Después de esa noche volví muchas veces, buscando unos platos típicos de su Piacenza natal (malfatti, ravioles de zapallo, lasagnas con bechamel y funghi) y algunos datos que siempre faltaban en sus historias. Mi interlocutor no era un buen narrador y solía ir a los hechos con audacia, sin detenerse en detalles.
No tengo espacio para contar los pormenores de esas historias. Pero quiero narrar un hecho que me divirtió mucho porque me sentí cómplice o participe y unía, en una misma picaresca, Milán con La Plata.

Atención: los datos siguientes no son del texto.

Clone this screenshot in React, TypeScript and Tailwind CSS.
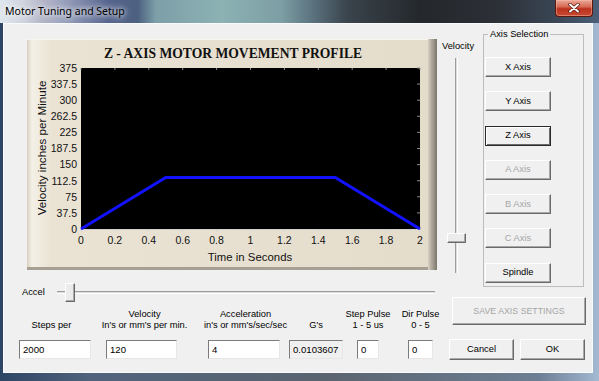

En el comienzo de la conquista Brigitte Bardot estaba casada con un millonario alemán llamado Gunter Sachs. Quizás no les suene el nombre pero su abuelo fabricaba automóviles y se apellidaba Opel. Gigi tenía en esos días escasos 24 años y Brigitte era, como lo proclamaba el título de la primera película de Roger Vadim, Dios en forma de mujer.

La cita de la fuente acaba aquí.